For the foregoing reasons, the Motion for Leave to Amend is GRANTED in part and DENIED in part; Defendants shall be allowed to file their Amended Answer into the record with their proposed changes to the Seventh Defense, however, the Amended Answer may not include the proposed Tenth Defense. Within seven days, Defendants shall file their Amended Answer into the record without the Tenth Defense.
New Orleans, Louisiana, this 15th day of August, 2019. Janis van Meerveld

United States Magistrate Judge
All Citations
Slip Copy, 2019 WL 3842003


Williams seems to argue that the motion for leave to amend should be denied and that the amended answer should be “dismissed with prejudice.” The proposed amended answer cannot be dismissed with prejudice before it is in the record.

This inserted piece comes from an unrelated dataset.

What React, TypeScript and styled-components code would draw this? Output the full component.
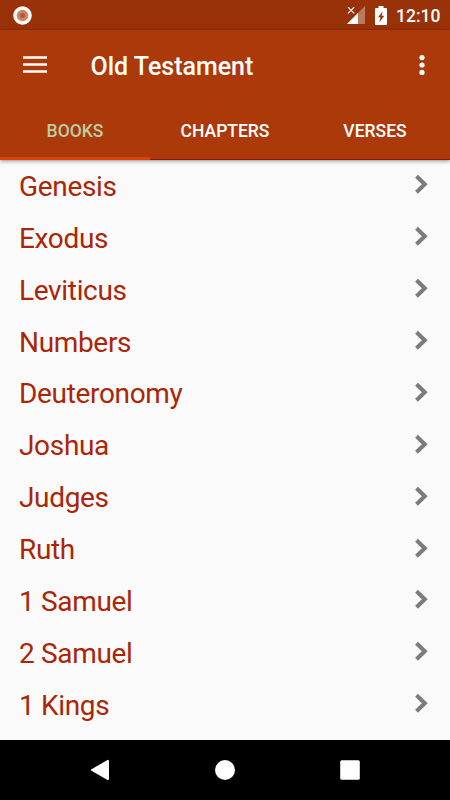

Moreover, once it is entered into the record, the proper mechanism to challenge the sufficiency of the defenses would be by filing a motion to strike under Rule 12(f).

“An affirmative defense ‘raises a new matter, which assuming the allegations in the petition are true, constitutes a defense to the action.’ ” LSREF2 Baron, L.L.C. v. Tauch, 751 F.3d 394, 398 (5th Cir. 2014). (quoting Bienvenu v. Allstate Ins. Co., 2001-2248 (La. App. 4 Cir. 5/8/02), 819 So. 2d 1077, 1080) (internal citation omitted); Black’s Law Dictionary (11th ed. 2019) (defining “affirmative defense” as “defendant’s assertion of facts and arguments that, if true, will defeat the plaintiff’s or prosecution’s claim, even if all the allegations in the complaint are true.”).